Brown’s Kool-Aid-infused artwork is part of a temporary First Friday exhibit at the old location of Missoula Bicycle Works. “The Cycle Show” is the brainchild of four recent graduates from the University of Montana’s fine arts program—Brown, Walsh Hansen, Casey Perry and Peter Whittenberger—and the goal is to make contemporary, conceptual art more accessible. Last year, Hansen and Perry held a similar one-night exhibit in a downtown parking garage, lining a path of duct tape from Missoula’s more traditional galleries straight to their modern installation.

“All of my influences are from contemporary artists and I’ve never had the opportunity to see them in person. All of the art that means something to me I see in this scale,” says Hansen, holding up his hands to outline a small frame. “We only see them in magazines…There’s this whole other art world out there and we want to make that accessible.”

Toward that end, Hansen is recreating or satirizing actual exhibits that have influenced him. In one display, he recreates the work of Damien Hirst, considered the most famous of Britain’s young artists, with a small-scale model of a show that included “The Physical Impossibility of Death in the Mind of Someone Living.” The work is one of Hirst’s most famous, a 14-foot tiger shark preserved in a tank, which recently sold for close to $12 million. In another display, Hansen mimics the work of Tracy Emin, another famous British artist. Emin made a splash on the art scene in the 1990s by revealing personal tragedies and incorporating them into her multimedia pieces. Hansen’s recreation is a series of photographs of himself draped in a handmade quilt that reads, “All Things Content,” a poke at Emin’s direness.

“In order to make contemporary work and truly call it contemporary, you have to reference something current,” says Hansen. “When I started to figure out what Emin was doing, which is really cathartic and about her emotions…I thought about recreating her work from a male’s perspective.”

Fellow exhibitor Whittenberger says of his digital prints: “I’m trying to make as much sense as possible. I’m just pointing something out that everyone deals with in everyday life.” Whittenberger’s work in “The Cycle Show” addresses stereotypes and identity in modern culture. He focuses on Social Security cards and driver’s licenses and other objects that can be read as predetermining who we are and how we are perceived in society.

Two of his most recent works incorporate similar themes, capitalizing on the ways a uniform can define a person. In “Search Uniform,” Whitten-berger used an Internet search engine to find three portraits of common iconic figures: a doctor, a police officer and a priest. Whitten-berger replaced the individual’s heads with CMYK halftones because, “if you take those colors, you can get anything.” He makes a similar commentary with another series of portraits of men in business suits, all posed in the same formal manner.

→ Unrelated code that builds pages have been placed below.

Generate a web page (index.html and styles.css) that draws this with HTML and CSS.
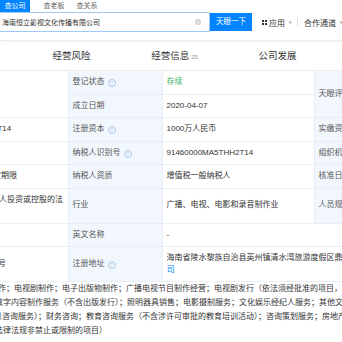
FILE: index.html
```html
<!DOCTYPE html>
<html lang="zh-CN">
<head>
  <meta charset="UTF-8">
  <meta name="viewport" content="width=device-width, initial-scale=1.0">
  <title>海南恒立影视文化传播有限公司</title>
  <link rel="stylesheet" href="styles.css">
</head>
<body>
  <div id="header">
    <div class="search-tabs">
      <span class="search-tab active">查公司</span>
      <span class="search-tab">查老板</span>
      <span class="search-tab">查关系</span>
    </div>
    <div class="search-row">
      <div class="search-box">
        <span class="search-text">海南恒立影视文化传播有限公司</span>
        <span class="clear">&times;</span>
      </div>
      <div class="search-btn">天眼一下</div>
      <div class="nav-item">
        <span class="grid-icon"><i></i><i></i><i></i><i></i></span>应用<span class="caret">&#9662;</span>
      </div>
      <span class="nav-sep"></span>
      <div class="nav-item">合作通道<span class="caret">&#9662;</span></div>
    </div>
  </div>

  <div id="section-tabs">
    <span class="section-tab">经营风险</span>
    <span class="section-tab">经营信息<span class="count">25</span></span>
    <span class="section-tab">公司发展</span>
  </div>

  <div id="detail">
    <table class="info">
      <colgroup>
        <col class="col-left">
        <col class="col-label">
        <col class="col-value">
        <col class="col-label2">
        <col class="col-value2">
      </colgroup>
      <tr>
        <td class="cut" rowspan="2"></td>
        <td class="label">登记状态<span class="help">?</span></td>
        <td class="value status">存续</td>
        <td class="label" rowspan="2">天眼评分</td>
        <td class="value"></td>
      </tr>
      <tr>
        <td class="label">成立日期</td>
        <td class="value">2020-04-07</td>
        <td class="value"></td>
      </tr>
      <tr>
        <td class="cut"><div class="tail tail-code">2T14</div></td>
        <td class="label">注册资本<span class="help">?</span></td>
        <td class="value">1000万人民币</td>
        <td class="label">实缴资本</td>
        <td class="value"></td>
      </tr>
      <tr>
        <td class="cut"></td>
        <td class="label">纳税人识别号<span class="help">?</span></td>
        <td class="value">91460000MA5THH2T14</td>
        <td class="label">组织机构代码</td>
        <td class="value"></td>
      </tr>
      <tr>
        <td class="cut"><div class="tail tail-term">无固定期限</div></td>
        <td class="label">纳税人资质</td>
        <td class="value">增值税一般纳税人</td>
        <td class="label">核准日期</td>
        <td class="value"></td>
      </tr>
      <tr>
        <td class="cut two-line">
          <div class="tail tail-type">自然人投资或控股的法</div>
          <div class="tail tail-hidden">人独资）</div>
        </td>
        <td class="label">行业</td>
        <td class="value">广播、电视、电影和录音制作业</td>
        <td class="label">人员规模</td>
        <td class="value"></td>
      </tr>
      <tr>
        <td class="cut"></td>
        <td class="label">英文名称</td>
        <td class="value" colspan="3">-</td>
      </tr>
      <tr>
        <td class="cut"><div class="tail tail-no">号</div></td>
        <td class="label">注册地址<span class="help">?</span></td>
        <td class="value two-line" colspan="3">
          <div class="address">海南省陵水黎族自治县英州镇清水湾旅游度假区鼎龙湾国际会议中心</div>
          <span class="link">司</span>
        </td>
      </tr>
      <tr>
        <td class="scope" colspan="5">
          <div class="tail tail-s1">作；电视剧制作；电子出版物制作；广播电视节目制作经营；电视剧发行（依法须经批准的项目，经相关部门批准后方可开展经营活动）</div>
          <div class="tail tail-s2">数字内容制作服务（不含出版发行）；照明器具销售；电影摄制服务；文化娱乐经纪人服务；其他文化艺术经纪代理</div>
          <div class="tail tail-s3">息咨询服务）；财务咨询；教育咨询服务（不含涉许可审批的教育培训活动）；咨询策划服务；房地产咨询</div>
          <div class="tail tail-s4">法律法规非禁止或限制的项目）</div>
        </td>
      </tr>
    </table>
  </div>
</body>
</html>
```

FILE: styles.css
```css
body {
  margin: 0;
  width: 342px;
  overflow: hidden;
  font-family: "Liberation Sans", "Noto Sans CJK SC", sans-serif;
  color: #333;
  background: #fff;
}

#header {
  height: 40px;
  border-bottom: 1px solid #ebebeb;
  box-shadow: 0 2px 3px rgba(0, 0, 0, 0.04);
}
.search-tabs {
  display: flex;
  height: 12px;
  font-size: 7px;
  line-height: 12px;
}
.search-tab {
  color: #666;
  padding: 0 4.5px;
  margin-right: 3px;
}
.search-tab.active {
  background: #0084ff;
  color: #fff;
  margin-right: 9px;
}
.search-row {
  display: flex;
  align-items: center;
  height: 20px;
  white-space: nowrap;
}
.search-box {
  flex-shrink: 0;
  width: 210px;
  height: 20px;
  box-sizing: border-box;
  border: 1px solid #9cc9f5;
  border-left: 0;
  display: flex;
  align-items: center;
  padding: 0 8px 0 2px;
  font-size: 7px;
}
.search-text {
  flex: 1;
}
.clear {
  width: 6px;
  height: 6px;
  border-radius: 50%;
  background: #cfcfcf;
  color: #fff;
  font-size: 6px;
  line-height: 6px;
  text-align: center;
}
.search-btn {
  flex-shrink: 0;
  width: 42px;
  height: 18px;
  background: #0084ff;
  color: #fff;
  font-size: 7.5px;
  line-height: 18px;
  text-align: center;
}
.nav-item {
  flex-shrink: 0;
  display: flex;
  align-items: center;
  margin-left: 10px;
  font-size: 8px;
  color: #333;
}
.grid-icon {
  display: grid;
  grid-template-columns: 2px 2px;
  gap: 1px;
  margin-right: 2px;
}
.grid-icon i {
  width: 2px;
  height: 2px;
  background: #333;
}
.caret {
  font-size: 5px;
  color: #999;
  margin-left: 4px;
}
.nav-sep {
  flex-shrink: 0;
  width: 1px;
  height: 8px;
  background: #ddd;
  margin-left: 5px;
  margin-right: -4px;
}

#section-tabs {
  display: flex;
  height: 29px;
  padding-left: 20px;
  font-size: 9.5px;
  line-height: 29px;
}
.section-tab {
  width: 103px;
  text-align: center;
  color: #333;
}
.count {
  font-size: 6px;
  color: #999;
  margin-left: 2px;
}

#detail {
  overflow: hidden;
}
.info {
  width: 604px;
  table-layout: fixed;
  border-collapse: collapse;
  font-size: 8px;
  line-height: 12.5px;
}
.col-left { width: 68px; }
.col-label { width: 94px; }
.col-value { width: 152px; }
.col-label2 { width: 90px; }
.col-value2 { width: 200px; }
.info td {
  border: 1px solid #e9eef4;
  padding: 5px 4px;
  vertical-align: middle;
  overflow: hidden;
  white-space: nowrap;
}
.info td.cut {
  padding-left: 0;
  border-left: 0;
}
.info td.two-line {
  line-height: 12px;
}
.label {
  background: #f2f7fd;
  color: #555;
}
.value {
  color: #333;
}
.status {
  color: #2fb05c;
}
.help {
  display: inline-block;
  width: 6px;
  height: 6px;
  margin-left: 3px;
  border: 1px solid #a9c8e8;
  border-radius: 50%;
  color: #a9c8e8;
  font-size: 5px;
  line-height: 6px;
  text-align: center;
  vertical-align: -1px;
}
.link {
  color: #0084ff;
}
.info td.scope {
  padding: 0 0 4px 0;
  border-left: 0;
  line-height: 14px;
}
.tail-code { text-indent: -7px; }
.tail-term { text-indent: -23px; }
.tail-type { text-indent: -17px; }
.tail-hidden { text-indent: -40px; }
.tail-no { text-indent: -2px; }
.tail-s1 { text-indent: -2px; }
.tail-s2 { text-indent: -5px; }
.tail-s3 { text-indent: -6px; }
.tail-s4 { text-indent: -5px; }
```
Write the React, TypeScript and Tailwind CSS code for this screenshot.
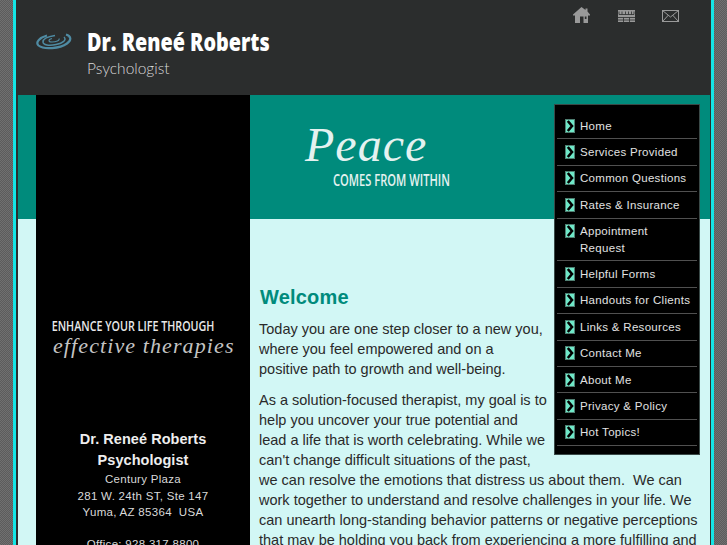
const menu = [
  ["Home"],
  ["Services Provided"],
  ["Common Questions"],
  ["Rates & Insurance"],
  ["Appointment", "Request"],
  ["Helpful Forms"],
  ["Handouts for Clients"],
  ["Links & Resources"],
  ["Contact Me"],
  ["About Me"],
  ["Privacy & Policy"],
  ["Hot Topics!"],
];

function Arrow() {
  return (
    <svg width="10" height="14" viewBox="0 0 10 14" className="mt-[1px] shrink-0">
      <rect x="0.5" y="0.5" width="9" height="13" fill="#6fe8c8" stroke="#4f7f72" />
      <path d="M2.8 2 L7 7 L2.8 12" fill="none" stroke="#000" strokeWidth="2.6" />
    </svg>
  );
}

function Spiral() {
  return (
    <svg width="36" height="18" viewBox="0 0 36 18" fill="none" stroke="#4f8ba3">
      <path d="M30 2.5 C35 4 36 8 31 11.5 C24 16.5 8 18 2.5 13.5 C-1 10 4 5.5 11 3.5" strokeWidth="2.2" />
      <path d="M28 5 C31 8 27 11 20 12.5 C13 14 7 13 7 10 C7 7 12 4.5 19 3.5" strokeWidth="1.5" />
      <path d="M23 6.5 C24 8.5 20 10 16 10 C12 10 12 7.5 16 6.5" strokeWidth="1.1" />
    </svg>
  );
}

function HomeIcon() {
  return (
    <svg width="17" height="16" viewBox="0 0 17 16" fill="#999">
      <path d="M8.5 0 L12.5 3 V1.5 H14.5 V4.5 L17 7.5 V8.5 H15 V16 H10.5 V9.5 H7 V16 H2 V8.5 H0 V7.5 Z" />
      <path d="M11.8 9.5 H13.5 V12 H11.8 Z" fill="#2b2d2d" />
    </svg>
  );
}

function CalendarIcon() {
  return (
    <svg width="17" height="12" viewBox="0 0 17 12" fill="#999">
      <path d="M0 0H17V12H0Z" />
      <path
        d="M1 1.5V4.5H16V1.5M4 1.5V4.5M7.5 1.5V4.5M10.5 1.5V4.5M13.5 1.5V4.5M0 7.5H17M0 10H17M5.5 7.5V12M11.5 7.5V12"
        fill="none"
        stroke="#2b2d2d"
        strokeWidth="0.8"
      />
    </svg>
  );
}

function MailIcon() {
  return (
    <svg width="17" height="12" viewBox="0 0 17 12" fill="none" stroke="#9a9a9a">
      <rect x="0.5" y="0.5" width="16" height="11" />
      <path d="M0.5 0.5 L8.5 7 L16.5 0.5 M0.5 11.5 L6.5 5 M16.5 11.5 L10.5 5" />
    </svg>
  );
}

export default function App() {
  return (
    <div className="flex h-[545px] w-[727px] overflow-hidden bg-[#666666] bg-[conic-gradient(#5c5c5c_25%,#707070_0_50%,#5c5c5c_0_75%,#707070_0)] bg-[length:2px_2px] font-['Liberation_Sans',sans-serif]">
      <div className="ml-[13px] h-full w-[701px] shrink-0 border-x-[3px] border-[#14e6e6] bg-[#2b2d2d]">
        <header className="relative flex h-[95px] pl-[20px]">
          <div className="mt-[32px]">
            <Spiral />
          </div>
          <div className="ml-[15px] mt-[25px]">
            <div className="origin-left scale-x-[0.824] whitespace-nowrap font-['Open_Sans',sans-serif] text-[24px] leading-[34px] font-extrabold text-white">
              Dr. Reneé Roberts
            </div>
            <div className="mt-[-3px] font-['Lato',sans-serif] text-[15.5px] leading-[24px] font-light text-[#d8d8d8]">
              Psychologist
            </div>
          </div>
          <nav className="absolute top-[7px] left-[557px] flex gap-[28px]">
            <HomeIcon />
            <div className="mt-[3px]">
              <CalendarIcon />
            </div>
            <div className="mt-[3px] ml-[-1px]">
              <MailIcon />
            </div>
          </nav>
        </header>
        <div className="ml-[2px] mr-[1px] flex h-[450px] bg-[#d2f7f5]">
          <div className="w-[18px] shrink-0">
            <div className="h-[124px] bg-[#008b7c]" />
          </div>
          <aside className="w-[214px] shrink-0 bg-black text-center text-[#d9d9d9]">
            <div className="mt-[220px] origin-left scale-x-[0.715] pl-[22px] text-left font-['Open_Sans',sans-serif] text-[15px] leading-[20px] font-semibold whitespace-nowrap text-[#e8e8e8]">
              ENHANCE YOUR LIFE THROUGH
            </div>
            <div className="mt-[-1px] pl-[17px] text-left font-['Liberation_Serif',serif] text-[22px] leading-[24px] tracking-[1.1px] whitespace-nowrap text-[#c4c4c4] italic">
              effective therapies
            </div>
            <div className="mt-[71px] text-[14.5px] leading-[21px] font-bold tracking-[0.05px] text-[#eeeeee]">
              <p>Dr. Reneé Roberts</p>
              <p>Psychologist</p>
            </div>
            <div className="text-[11.5px] leading-[16.5px] tracking-[0.3px]">
              <p>Century Plaza</p>
              <p>281 W. 24th ST, Ste 147</p>
              <p>Yuma, AZ 85364&nbsp; USA</p>
              <p className="mt-[15.5px]">Office: 928 317 8800</p>
            </div>
          </aside>
          <main className="relative flex-1">
            <div className="h-[124px] bg-[#008b7c] pt-[26px] pl-[55px] text-white">
              <div className="font-['Liberation_Serif',serif] text-[48px] leading-[48px] tracking-[1px] text-[#e4f2f0] italic">
                Peace
              </div>
              <div className="ml-[28px] origin-left scale-x-[0.655] font-['Open_Sans',sans-serif] text-[17px] leading-[22px] font-semibold whitespace-nowrap text-[#e4f2f0]">
                COMES FROM WITHIN
              </div>
            </div>
            <div className="absolute inset-x-0 top-0 pr-[10px]">
              <ul className="float-right mt-[9px] h-[351px] w-[146px] border-[1px] border-[#3a4a48] bg-black px-[2px] pt-[8px] text-[11.5px] leading-[16.5px] tracking-[0.3px] text-[#e2e2e2]">
                {menu.map((lines) => (
                  <li
                    key={lines[0]}
                    className="flex gap-[5px] border-b-[1.5px] border-[#505050] pt-[4.5px] pb-[4.4px] pl-[8px]"
                  >
                    <Arrow />
                    <div>
                      {lines.map((l) => (
                        <p key={l}>{l}</p>
                      ))}
                    </div>
                  </li>
                ))}
              </ul>
              <div className="pt-[189px] pl-[9px] text-[14.5px] leading-[20px] text-[#2a2a2a]">
                <h1 className="ml-[1px] text-[20px] leading-[26px] font-bold tracking-[0.2px] text-[#008b7c]">Welcome</h1>
                <p className="mt-[9px]">
                  Today you are one step closer to a new you,
                  <br />
                  where you feel empowered and on a
                  <br />
                  positive path to growth and well-being.
                </p>
                <p className="mt-[11px]">
                  As a solution-focused therapist, my goal is to
                  <br />
                  help you uncover your true potential and
                  <br />
                  lead a life that is worth celebrating. While we
                  <br />
                  can't change difficult situations of the past,
                  <br />
                  we can resolve the emotions that distress us about them.&nbsp; We can
                  <br />
                  work together to understand and resolve challenges in your life. We
                  <br />
                  can unearth long-standing behavior patterns or negative perceptions
                  <br />
                  that may be holding you back from experiencing a more fulfilling and
                </p>
              </div>
            </div>
          </main>
        </div>
      </div>
    </div>
  );
}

“When you see these uniforms, the human beings don’t even matter. We’re focused too often on what these people are wearing rather than who they actually are,” he says. “I really want my work to drive home the fact that everyone’s the same.”

Whittenberger has had his work featured in Boston, Berkeley and Los Angeles, including one solo exhibit. Among his friends, he is called “the success story” for achieving recognition outside of Missoula.

Brown, on the other hand, will be showcasing his work for the first time—“The Cycle Show” will feature his large-scale maps recreated from historical texts, depicting the changing face of our country, massive growth and overcrowding population. Despite any preconceived notions of the merits of Kool-Aid as a medium, each map is colored in rich, vivid tones, many streaking outside the traced black lines of the map. The pieces are eye-catching, and it’s almost unfair to harp on the fact that they’re created with granulated drink mix.

“I subscribe to a messy aesthetic, but I think it gives it character and history,” says Brown. “I like to know that something’s come through a process. It lets you know that it’s real.”

“The Cycle Show” will be held at 521 S. Higgins Ave., Friday, May 6, from 5 to 9 PM.